S.M.A.R.T. also contributes to the future of medical care in the community. Since January, the program has taken on about 25 nursing and social work students, mostly from the University of Southern Indiana and one from Western Kentucky University, as interns. These interns, by doing the same work as the volunteers, learn about patient recovery and the importance of a smooth transition home. They primarily ask questions and collect information, and it’s through this process that Raisor says they are learning.

In November 2009, Deaconess partnered with an electronic health record (EHR — also called electronic medical record, or EMR) system called Epic and now has implemented the system at their main campus, Deaconess Gateway and Heart Hospital, and Deaconess Cross Pointe. Epic is a paperless system that in December 2011 was awarded Stage 7, the highest national ranking from HIMSS Analytics. (Of 5,000 hospitals, Deaconess is among the top 65 who received this honor.) Public Relations Manager Sam Rogers explains that this system benefits patients because it is efficient and requires them only to enter their information once — the records then “follow” them to any medical caregiver they visit.

Of the Stage 7 ranking, Todd Richardson, chief information officer at Deaconess Health System says, “While it’s a great achievement, it is not the finish line for us. Our focus from day one, when we launched our EMR initiative, was centered on the quality of care for the patients we serve.”

This summer will see a facility upgrade to Deaconess unit 4800, which will become a 24-bed universal intensive care unit (ICU), replacing two smaller ICUs on the Deaconess main campus. Universal beds allow patients to enter the unit in critical condition and be discharged from the same unit, staying in the same bed, in the same location, as the level of care around him or her changes appropriately, minimizing movement and promoting optimal recovery.

Further, Deaconess addressed 2011’s disappointing Gallup poll statistic that called Evansville the most obese city in America by helping to host “Supersize vs. Superskinny,” an English reality television show. “Supersize vs. Superskinny” follows two individuals, one extremely overweight and the other very underweight, as they swap diets, to examine their individual relationships with food. When the show’s creators wanted to cross the pond to study America’s obesity epidemic, Evansville was a natural choice. Deaconess chose to participate, Rogers says, because “shedding light on the problem is always a good thing.”
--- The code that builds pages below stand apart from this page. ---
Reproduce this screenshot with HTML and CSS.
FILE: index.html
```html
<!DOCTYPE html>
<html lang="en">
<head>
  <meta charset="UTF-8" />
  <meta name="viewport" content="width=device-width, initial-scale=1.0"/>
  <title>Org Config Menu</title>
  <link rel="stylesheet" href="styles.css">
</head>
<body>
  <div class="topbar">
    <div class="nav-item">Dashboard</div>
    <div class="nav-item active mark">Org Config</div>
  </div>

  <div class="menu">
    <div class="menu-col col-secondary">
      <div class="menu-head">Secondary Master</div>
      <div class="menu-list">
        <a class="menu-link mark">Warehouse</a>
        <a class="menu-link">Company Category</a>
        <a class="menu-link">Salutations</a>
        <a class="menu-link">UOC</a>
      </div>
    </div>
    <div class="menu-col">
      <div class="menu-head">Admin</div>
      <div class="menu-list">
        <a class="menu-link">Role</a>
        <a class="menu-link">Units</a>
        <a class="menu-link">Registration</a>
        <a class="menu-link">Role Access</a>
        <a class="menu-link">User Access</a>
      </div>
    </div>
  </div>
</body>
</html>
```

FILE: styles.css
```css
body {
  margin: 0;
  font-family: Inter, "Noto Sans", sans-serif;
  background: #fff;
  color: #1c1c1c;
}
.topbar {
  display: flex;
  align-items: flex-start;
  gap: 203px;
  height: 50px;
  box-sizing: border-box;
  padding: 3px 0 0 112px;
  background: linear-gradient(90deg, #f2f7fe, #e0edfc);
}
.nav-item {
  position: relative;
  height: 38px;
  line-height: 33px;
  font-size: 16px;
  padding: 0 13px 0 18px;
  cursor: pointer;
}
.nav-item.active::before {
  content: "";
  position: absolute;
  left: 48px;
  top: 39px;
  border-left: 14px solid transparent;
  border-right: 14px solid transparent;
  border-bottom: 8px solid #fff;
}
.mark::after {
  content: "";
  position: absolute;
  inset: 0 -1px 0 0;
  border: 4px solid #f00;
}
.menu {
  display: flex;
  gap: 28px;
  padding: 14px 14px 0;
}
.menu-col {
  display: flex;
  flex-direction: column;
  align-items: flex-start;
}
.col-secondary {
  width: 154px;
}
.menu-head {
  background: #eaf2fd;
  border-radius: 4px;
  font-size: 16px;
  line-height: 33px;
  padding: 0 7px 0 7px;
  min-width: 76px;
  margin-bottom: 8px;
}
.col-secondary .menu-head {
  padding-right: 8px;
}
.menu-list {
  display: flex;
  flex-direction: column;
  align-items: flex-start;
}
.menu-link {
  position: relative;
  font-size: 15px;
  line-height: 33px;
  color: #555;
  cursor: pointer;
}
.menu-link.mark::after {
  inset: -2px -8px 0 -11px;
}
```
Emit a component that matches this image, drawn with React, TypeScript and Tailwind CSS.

When the “Supersize vs. Superskinny” team came to Evansville in January, they documented how Deaconess accommodates obese patients with lift systems and bigger wheelchairs, beds, and bathrooms (to name a few). They even interviewed patients and stepped into the community to examine why obesity may be such an issue. Ultimately, their goal was to take a holistic view of how obesity impacts healthcare and the community. Rogers says it’s important to Deaconess to highlight the problems of obesity and see how lifestyles can change in the community so that healthier decisions can be made.
The show begins airing on Feb. 28 in England and may be available for online viewing. One quarter of each one-hour episode will be about Evansville.

With newly implemented systems and ambitious goals propelling them into the new year, Evansville’s hospitals eagerly are serving the community with top-notch technology and methodology and a commitment to helping citizens achieve and maintain healthy lifestyles.